Patients Characteristics
Totally, we enrolled 3629 patients diagnosed as ESCC from 2004 through 2015 from SEER database. As the flow chart showed (Supplementary Figure 1), we firstly identified the diagnosis of ESCC according to to pathological diagnosis, then patients without T stage information (n=20354), N stage information (n=108), M stage information (n=108), survival information (n=8192) and other information (n=4164) were excluded. Baseline characteristics of patients were presented in the Table 1. 1732 patients were diagnosed from 2004 to 2009 and 1897 patients were found from 2010 to 2015. As for the basic characteristics analysis, we found patients with ESCC were more frequent in the patients aged at >50 years older and male patients.

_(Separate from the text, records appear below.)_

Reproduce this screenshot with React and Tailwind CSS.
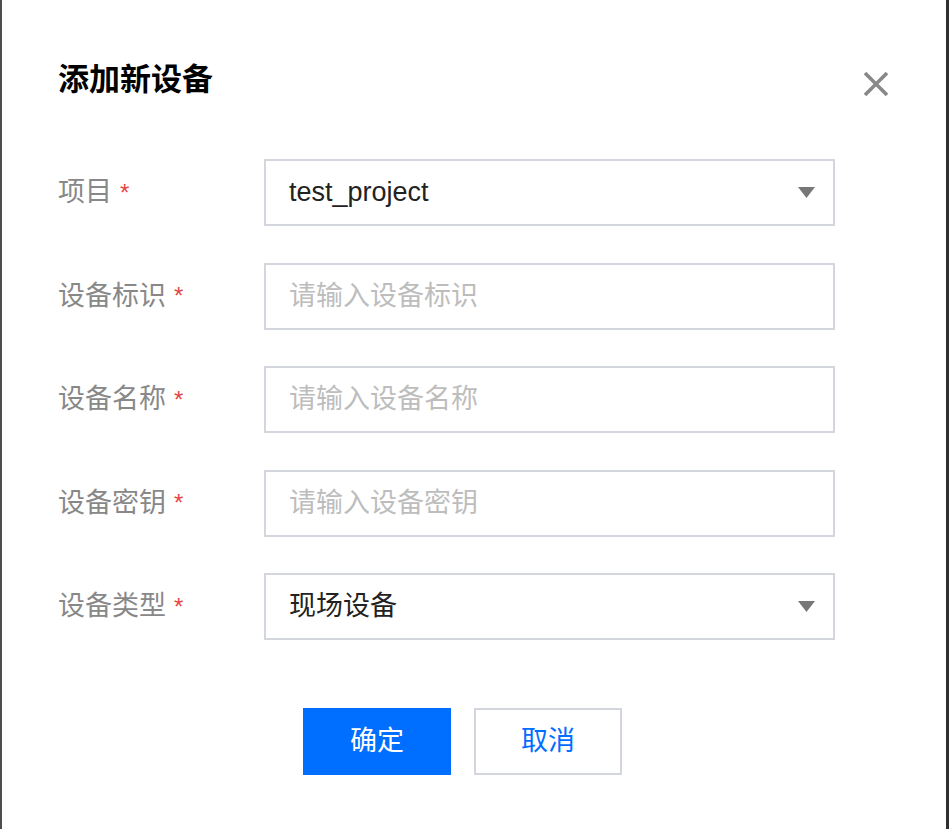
import React from "react";

const fields = [
  { label: "项目", type: "select", value: "test_project" },
  { label: "设备标识", type: "input", placeholder: "请输入设备标识" },
  { label: "设备名称", type: "input", placeholder: "请输入设备名称" },
  { label: "设备密钥", type: "input", placeholder: "请输入设备密钥" },
  { label: "设备类型", type: "select", value: "现场设备" },
];

const font = { fontFamily: '"Liberation Sans", "Noto Sans CJK SC", sans-serif' };

function Caret() {
  return (
    <svg width="17" height="11" viewBox="0 0 17 11" className="shrink-0">
      <path d="M0 0 H17 L8.5 11 Z" fill="#777" />
    </svg>
  );
}

function App() {
  return (
    <div
      className="w-[949px] h-[829px] bg-white border-l-2 border-l-[#4d4d4d] border-r-[3px] border-r-[#2f2f2f] overflow-hidden"
      style={font}
    >
      {/* header */}
      <div className="flex justify-between items-start pl-[56px] pr-[57px] pt-[60px] h-[159px]">
        <h1 className="text-[31px] leading-[40px] font-bold text-black">添加新设备</h1>
        <button className="mt-[11px] w-[26px] h-[26px] flex items-center justify-center">
          <svg width="26" height="26" viewBox="0 0 26 26">
            <path d="M2 2 L24 24 M24 2 L2 24" stroke="#888" strokeWidth="3.6" />
          </svg>
        </button>
      </div>

      {/* form */}
      <div className="flex flex-col gap-[36.5px] pl-[56px]">
        {fields.map((f) => (
          <div key={f.label} className="flex items-center h-[67px]">
            <div className="w-[206px] flex items-center text-[27px] text-[#888]">
              <span>{f.label}</span>
              <span className="ml-[8px] text-[#e54545] text-[24px]">*</span>
            </div>
            <div className="w-[571px] h-[67px] border-2 border-[#d3d6dc] flex items-center pl-[23px] pr-[18px]">
              {f.type === "select" ? (
                <>
                  <span className="flex-1 text-[27px] text-[#222]">{f.value}</span>
                  <Caret />
                </>
              ) : (
                <span className="flex-1 text-[27px] text-[#bdbdbd]">{f.placeholder}</span>
              )}
            </div>
          </div>
        ))}
      </div>

      {/* footer */}
      <div className="flex gap-[23px] pl-[301px] mt-[68px]">
        <button className="w-[148px] h-[67px] bg-[#006eff] text-white text-[27px]">确定</button>
        <button className="w-[148px] h-[67px] border-2 border-[#d3d6dc] bg-white text-[#006eff] text-[27px]">
          取消
        </button>
      </div>
    </div>
  );
}

export default App;
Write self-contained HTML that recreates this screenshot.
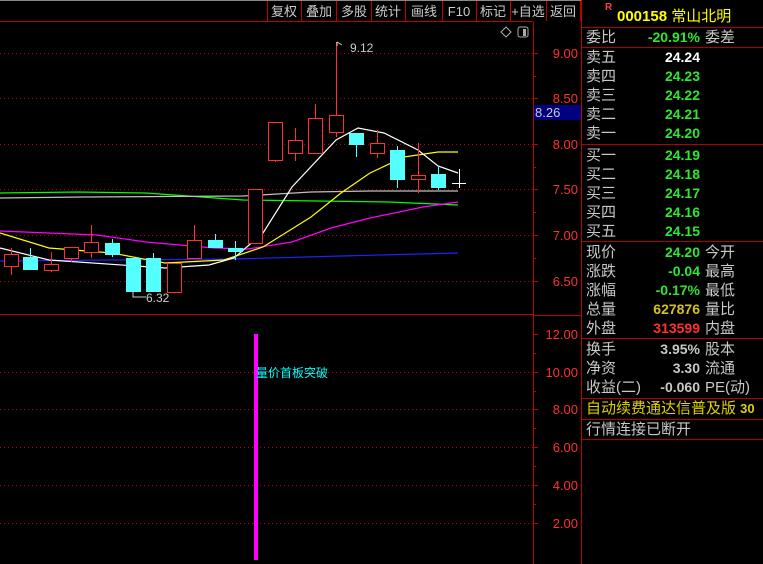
<!DOCTYPE html>
<html><head><meta charset="utf-8"><style>
body{margin:0;background:#000;width:763px;height:564px;overflow:hidden;position:relative;font-family:"Liberation Sans","WenQuanYi Zen Hei","Noto Sans CJK SC",sans-serif}
.t{position:absolute;white-space:nowrap}
.p{position:absolute;left:582px;width:181px;font-size:15px;color:#c8c8c8}
.r{position:absolute;height:19px;line-height:19px;left:4px;right:0}
.r .a{position:absolute;left:0}
.r .b{position:absolute;right:63px;font-family:"Liberation Sans",sans-serif;font-weight:bold;font-size:14px}
.r .c{position:absolute;left:119px}
.hl{position:absolute;left:582px;width:181px;height:1px;background:#b00000}
.g{color:#2ee82e}.w{color:#fff}.y{color:#d4c020}.rd{color:#ff3030}.gr{color:#c8c8c8}
</style></head><body>
<svg width="763" height="564" style="position:absolute;left:0;top:0" font-family="Liberation Sans, WenQuanYi Zen Hei, sans-serif">
<line x1="0" y1="0.5" x2="582" y2="0.5" stroke="#888"/>
<line x1="0" y1="21.5" x2="533" y2="21.5" stroke="#c00000"/>
<g stroke="#c00000">
<line x1="267.5" y1="1" x2="267.5" y2="21"/><line x1="301.5" y1="1" x2="301.5" y2="21"/><line x1="336.5" y1="1" x2="336.5" y2="21"/><line x1="371.5" y1="1" x2="371.5" y2="21"/><line x1="405.5" y1="1" x2="405.5" y2="21"/><line x1="442.5" y1="1" x2="442.5" y2="21"/><line x1="476.5" y1="1" x2="476.5" y2="21"/><line x1="510.5" y1="1" x2="510.5" y2="21"/><line x1="546.5" y1="1" x2="546.5" y2="21"/><line x1="580.5" y1="1" x2="580.5" y2="21"/>
</g>
<g fill="#ccc" font-size="13" text-anchor="middle">
<text x="284" y="16">复权</text><text x="319" y="16">叠加</text><text x="354" y="16">多股</text><text x="388" y="16">统计</text><text x="424" y="16">画线</text><text x="459" y="16">F10</text><text x="493" y="16">标记</text><text x="528" y="16">+自选</text><text x="563" y="16">返回</text>
</g>
<path d="M506 27 L511 32 L506 37 L501 32Z" fill="none" stroke="#aaa"/>
<rect x="518" y="27" width="10" height="10" rx="2" fill="none" stroke="#aaa"/><rect x="523" y="29" width="3" height="7" fill="#aaa"/>
<line x1="533.5" y1="22" x2="533.5" y2="564" stroke="#c00000"/>
<line x1="581.5" y1="0" x2="581.5" y2="564" stroke="#c00000"/>
<line x1="0" y1="314.5" x2="533" y2="314.5" stroke="#c00000"/>
<line x1="533" y1="315.5" x2="582" y2="315.5" stroke="#c00000"/>
<g stroke="#c00000" stroke-dasharray="1,3">
<line x1="0" y1="53.5" x2="533" y2="53.5"/><line x1="0" y1="98.5" x2="533" y2="98.5"/><line x1="0" y1="144.5" x2="533" y2="144.5"/><line x1="0" y1="189.5" x2="533" y2="189.5"/><line x1="0" y1="235.5" x2="533" y2="235.5"/><line x1="0" y1="281.5" x2="533" y2="281.5"/>
<line x1="0" y1="372.5" x2="533" y2="372.5"/><line x1="0" y1="409.5" x2="533" y2="409.5"/><line x1="0" y1="447.5" x2="533" y2="447.5"/><line x1="0" y1="485.5" x2="533" y2="485.5"/><line x1="0" y1="523.5" x2="533" y2="523.5"/>
</g>
<g stroke="#c00000">
<line x1="534" y1="53.5" x2="538" y2="53.5"/><line x1="534" y1="76.5" x2="536" y2="76.5"/><line x1="534" y1="98.5" x2="538" y2="98.5"/><line x1="534" y1="144.5" x2="538" y2="144.5"/><line x1="534" y1="167.5" x2="536" y2="167.5"/><line x1="534" y1="189.5" x2="538" y2="189.5"/><line x1="534" y1="212.5" x2="536" y2="212.5"/><line x1="534" y1="235.5" x2="538" y2="235.5"/><line x1="534" y1="258.5" x2="536" y2="258.5"/><line x1="534" y1="281.5" x2="538" y2="281.5"/>
<line x1="534" y1="334.5" x2="538" y2="334.5"/><line x1="534" y1="353.5" x2="536" y2="353.5"/><line x1="534" y1="372.5" x2="538" y2="372.5"/><line x1="534" y1="391.5" x2="536" y2="391.5"/><line x1="534" y1="409.5" x2="538" y2="409.5"/><line x1="534" y1="428.5" x2="536" y2="428.5"/><line x1="534" y1="447.5" x2="538" y2="447.5"/><line x1="534" y1="466.5" x2="536" y2="466.5"/><line x1="534" y1="485.5" x2="538" y2="485.5"/><line x1="534" y1="504.5" x2="536" y2="504.5"/><line x1="534" y1="523.5" x2="538" y2="523.5"/>
</g>
<g fill="#ff3030" font-size="13" text-anchor="end">
<text x="578" y="58">9.00</text><text x="578" y="103">8.50</text><text x="578" y="149">8.00</text><text x="578" y="194">7.50</text><text x="578" y="240">7.00</text><text x="578" y="286">6.50</text>
<text x="578" y="339">12.00</text><text x="578" y="377">10.00</text><text x="578" y="414">8.00</text><text x="578" y="452">6.00</text><text x="578" y="490">4.00</text><text x="578" y="528">2.00</text>
</g>
<rect x="534" y="105" width="47" height="15" fill="#000080"/>
<text x="535" y="117" fill="#ccc" font-size="13">8.26</text>
<g fill="none" stroke-width="1.2">
<polyline stroke="#00ff00" points="0,193 78,192 146,193 243,200 389,202 458,205"/>
<polyline stroke="#c0c0c0" points="0,198 83,197 243,196 311,192 370,191 458,191"/>
<polyline stroke="#2020ff" points="0,261 234,259 341,256 458,253"/>
<polyline stroke="#ff00ff" points="0,231 97,235 146,242 214,248 248,249 292,242 331,228 370,218 423,207 458,202"/>
<polyline stroke="#ffff00" points="0,233 49,248 112,253 165,263 224,260 263,247 311,217 341,193 370,173 404,157 438,152 458,152"/>
<polyline stroke="#ffffff" points="0,248 49,260 165,268 209,265 234,258 263,233 292,187 336,140 358,128 384,133 418,150 438,166 458,173"/>
</g>
<g stroke="#ff3030" fill="#000">
<line x1="11.5" y1="248" x2="11.5" y2="275"/><rect x="4.5" y="254.5" width="14" height="12"/>
<line x1="51.5" y1="252" x2="51.5" y2="272"/><rect x="44.5" y="264.5" width="14" height="6"/>
<line x1="71.5" y1="247" x2="71.5" y2="262"/><rect x="64.5" y="247.5" width="14" height="11"/>
<line x1="91.5" y1="225" x2="91.5" y2="258"/><rect x="84.5" y="242.5" width="14" height="10"/>
<rect x="167.5" y="263.5" width="14" height="29"/>
<line x1="194.5" y1="225" x2="194.5" y2="258"/><rect x="187.5" y="240.5" width="14" height="18"/>
<rect x="248.5" y="189.5" width="14" height="54"/>
<line x1="275.5" y1="122" x2="275.5" y2="162"/><rect x="268.5" y="122.5" width="14" height="38"/>
<line x1="295.5" y1="128" x2="295.5" y2="161"/><rect x="288.5" y="140.5" width="14" height="13"/>
<line x1="315.5" y1="104" x2="315.5" y2="153"/><rect x="308.5" y="118.5" width="14" height="35"/>
<line x1="336.5" y1="42" x2="336.5" y2="137"/><rect x="329.5" y="115.5" width="14" height="17"/>
<line x1="377.5" y1="130" x2="377.5" y2="158"/><rect x="370.5" y="143.5" width="14" height="10"/>
<line x1="418.5" y1="143" x2="418.5" y2="193"/><rect x="411.5" y="175.5" width="14" height="4"/>
</g>
<g stroke="#5ff" fill="#5ff">
<line x1="30.5" y1="248" x2="30.5" y2="269"/><rect x="23.5" y="257.5" width="14" height="12"/>
<line x1="112.5" y1="239" x2="112.5" y2="257"/><rect x="105.5" y="243.5" width="14" height="11"/>
<rect x="126.5" y="258.5" width="14" height="33"/>
<line x1="153.5" y1="253" x2="153.5" y2="291"/><rect x="146.5" y="258.5" width="14" height="33"/>
<line x1="215.5" y1="234" x2="215.5" y2="247"/><rect x="208.5" y="240.5" width="14" height="7"/>
<line x1="235.5" y1="241" x2="235.5" y2="260"/><rect x="228.5" y="248.5" width="14" height="3"/>
<line x1="356.5" y1="133" x2="356.5" y2="157"/><rect x="349.5" y="133.5" width="14" height="11"/>
<line x1="397.5" y1="146" x2="397.5" y2="188"/><rect x="390.5" y="150.5" width="14" height="29"/>
<line x1="438.5" y1="166" x2="438.5" y2="190"/><rect x="431.5" y="174.5" width="14" height="13"/>
</g>
<line x1="459.5" y1="169" x2="459.5" y2="188" stroke="#fff"/><line x1="452" y1="183.5" x2="466" y2="183.5" stroke="#fff"/>
<path d="M337 42 L342 45 M337 42 L337 46" stroke="#ccc" fill="none"/>
<text x="350" y="52" fill="#ccc" font-size="12">9.12</text>
<path d="M133 292 L133 297 L146 297" stroke="#ccc" fill="none"/>
<text x="146" y="302" fill="#ccc" font-size="12">6.32</text>
<rect x="254" y="334" width="4" height="226" fill="#ff00ff"/>
<text x="256" y="377" fill="#00ffff" font-size="12">量价首板突破</text>
</svg>
<div class="p" style="top:0;height:28px"><span class="t" style="left:23px;top:2px;color:#ff4040;font-size:10px;font-weight:bold">R</span><span class="t" style="left:35px;top:5px;color:#ffff00;font-size:15px"><b style="font-family:'Liberation Sans'">000158</b> 常山北明</span></div>
<div class="hl" style="top:27px"></div>
<div class="p" style="top:28px"><div class="r"><span class="a">委比</span><span class="b g">-20.91%</span><span class="c">委差</span></div></div>
<div class="hl" style="top:47px"></div>
<div class="p" style="top:48px">
<div class="r" style="top:0"><span class="a">卖五</span><span class="b w">24.24</span></div>
<div class="r" style="top:19px"><span class="a">卖四</span><span class="b g">24.23</span></div>
<div class="r" style="top:38px"><span class="a">卖三</span><span class="b g">24.22</span></div>
<div class="r" style="top:57px"><span class="a">卖二</span><span class="b g">24.21</span></div>
<div class="r" style="top:76px"><span class="a">卖一</span><span class="b g">24.20</span></div>
</div>
<div class="hl" style="top:144px"></div>
<div class="p" style="top:146px">
<div class="r" style="top:0"><span class="a">买一</span><span class="b g">24.19</span></div>
<div class="r" style="top:19px"><span class="a">买二</span><span class="b g">24.18</span></div>
<div class="r" style="top:38px"><span class="a">买三</span><span class="b g">24.17</span></div>
<div class="r" style="top:57px"><span class="a">买四</span><span class="b g">24.16</span></div>
<div class="r" style="top:76px"><span class="a">买五</span><span class="b g">24.15</span></div>
</div>
<div class="hl" style="top:241px"></div>
<div class="p" style="top:243px">
<div class="r" style="top:0"><span class="a">现价</span><span class="b g">24.20</span><span class="c">今开</span></div>
<div class="r" style="top:19px"><span class="a">涨跌</span><span class="b g">-0.04</span><span class="c">最高</span></div>
<div class="r" style="top:38px"><span class="a">涨幅</span><span class="b g">-0.17%</span><span class="c">最低</span></div>
<div class="r" style="top:57px"><span class="a">总量</span><span class="b y">627876</span><span class="c">量比</span></div>
<div class="r" style="top:76px"><span class="a">外盘</span><span class="b rd">313599</span><span class="c">内盘</span></div>
</div>
<div class="hl" style="top:338px"></div>
<div class="p" style="top:340px">
<div class="r" style="top:0"><span class="a">换手</span><span class="b gr">3.95%</span><span class="c">股本</span></div>
<div class="r" style="top:19px"><span class="a">净资</span><span class="b gr">3.30</span><span class="c">流通</span></div>
<div class="r" style="top:38px"><span class="a">收益(二)</span><span class="b gr">-0.060</span><span class="c">PE(动)</span></div>
</div>
<div class="hl" style="top:398px"></div>
<div class="p" style="top:399px;height:20px;line-height:20px;overflow:hidden"><span class="t y" style="left:4px;color:#e0d000">自动续费通达信普及版 <b style="font-family:'Liberation Sans';font-size:13px">30</b></span></div>
<div class="hl" style="top:419px"></div>
<div class="p" style="top:420px;height:19px;line-height:19px"><span class="t" style="left:4px">行情连接已断开</span></div>
<div class="hl" style="top:439px"></div>
</body></html>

In addition, the lymph node metastasis rate is about 54.42%, while patients with distant metastasis accounted for 24.28%. The median survival was 9 months which ranged from 4 to 23 months.
Grouping of lymph nodes in EC patients
Using KAPS algorithm, we found the optimal cut-off dividing the number of examined lymph nodes (LNs) into two groups was 8, and then performed the Kaplan-Meier survival analysis. As showed in Figure 1A, it could be considered as significantly different between the two groups (P<0.001) for over survival (OS) rate. Also, for analysis of CSS, patients with less than 8 examined LNs had worse prognosis that those who with more than 8 examined LNs (Figure 1B). Additionally, we performed Kaplan-Meier survival analysis in the different stage and found patients with >8 examined LNs remained to have a better survival (Figure 2). The difference of survival among the two goups for patients in the different TNM stage was statistically significant (P<0.0001).
EC survival prediction model
Since the variables we extracted were sufficient, to sellect the most suitable characters to predict prognosis, we performed Lasso regression analysis and found age, tumor size, T stage, N stage, M stage and examined LNs were highly associated with survival (Figure 3). Moreover, using multivariate cox analysis model, we identified age, tumor size, T stage, N stage, M stage and examined LNs were independent prognostic factors (Figure 4). Patients with age>=70, tumor size>5cm and advanced stage had poorer prognosis, while patients with examined LNs>8 were associated with better prognosis. Then model of nomogram that predicts survival was performed based on multivariate cox analysis (Figure 5). The nomogram showed T stage contributed the most to prognosis, followed by examined LNs, M stage, tumor size and age, whereas lymph node metastasis had the least effect for prognosis. As for explannation of nomogram, a straight line can be drawn down at each time point to determine the estimated probability of survival. With respect to each predictor, we could read the points assigned on the 0–10 scale at the top and then add these points. Lastly, find the number on the “Total Points” scale and read the corresponding predictions of 1-, 3-, and 5-year risk.
Validation and Calibration of Nomogram
In our internal validation, the C-index for the established nomogram to predict CSS (0.708, 95%CI, 0.678-0.753) was significantly higher than that for 7th TNM stage (0.601, 95%, 0.573-0.656, P<0.001) (Table 2). In our external validation, C-index of the new model (0.687, 95%CI, 0.601-0.734) was higher than that of 7th TNM stage (0.605, 95%CI, 0.563-0.659, P<0.001) (Table 2). As indicated by the calibration plots, good agreement was observed between the actual observation and prediction by nomogram for 1-year, 3-year and 5-year CSS (Figure 6A-6C). As for analysis of specificity, the nomogram performed better than TNM staging in both internal cohort (1-year AUC: 0.753 vs 0.653, 3-year AUC: 0.761 vs 0.701, 5-year AUC: 0.783 vs 0.733, P<0.001, Figure 6D-6F) and external cohort (1-year AUC: 0.761 vs 0.641, 3-year AUC: 0.753 vs 0.687, 5-year AUC: 0.75 vs 0.685, P<0.001, Figure 6G-I). Finally to compare the clinical usability between nomogram and TNM stage, we performed DCA and showed results in the Figure 7. For predicting 1-year, 3-year and 5-year CSS, no matter in the internal cohort or external cohort, the nomogram showed a greater benefit across the period of follow-up compared to TNM stage.